Standard Repayment – A repayment alternative in which a borrower pays a set amount monthly over the entire repayment term. Also called "Simple Repayment".
Income Sensitive Repayment – This repayment alternative is available to some federal loan borrowers (check with your lender or servicer to learn if your loans qualify for this alternative). Income sensitive repayments bases the monthly payment on the borrower's income in relation to total federal loan indebtedness.
Under this option, monthly payments can drop to as low as the amount of interest that accrues on the loan's principal balance. Borrowers must apply for this option annually and must provide documentation of income - usually in the form of a federal tax return.
Extended Repayment – A new option to recent federal loan borrowers.

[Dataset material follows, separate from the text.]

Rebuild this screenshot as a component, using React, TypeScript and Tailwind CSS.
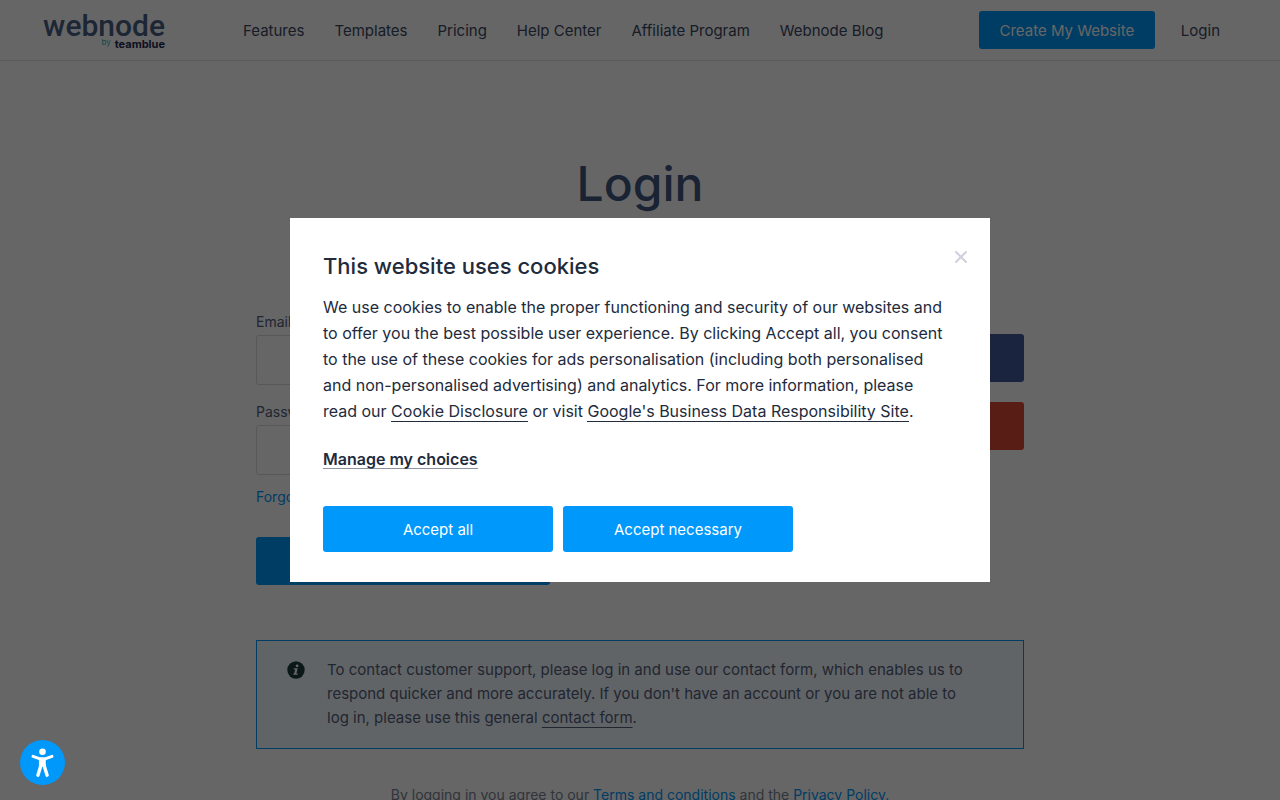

This option allows borrowers with high balances (greater than $25,000 in federal loans) to extend the repayment term from its standard 10 year term to 25 or 30 years.
While extending the repayment term reduces the loan's monthly payment, it also increases the total amount of interest paid on the loan.
Graduated Repayment – This option is available for federal loans, and even some alternative loan providers offer graduated repayment.
Under graduated repayment, payments are low (usually just enough to cover the loan's accruing interest) when the borrower first enters repayment. Periodically, the payments increase to pay off the loan in the standard 10 year repayment term.
The idea of graduated repayment is to have low payments while a borrower is first entering the working world. Then, as income increases, the student loan payments also increase.
Loan Servicer – Once a loan has been approved and disbursed, by the lender or the guarantee agency, it is usually transferred to a servicing company. This is a company that is responsible for managing your account while you are in school and during repayment. You will repay the servicing company until the loan is paid in full. Any questions or repayment issue should be addressed to the servicing company. However, if you are having problems with the servicer, you should contact your lender for additional assistance.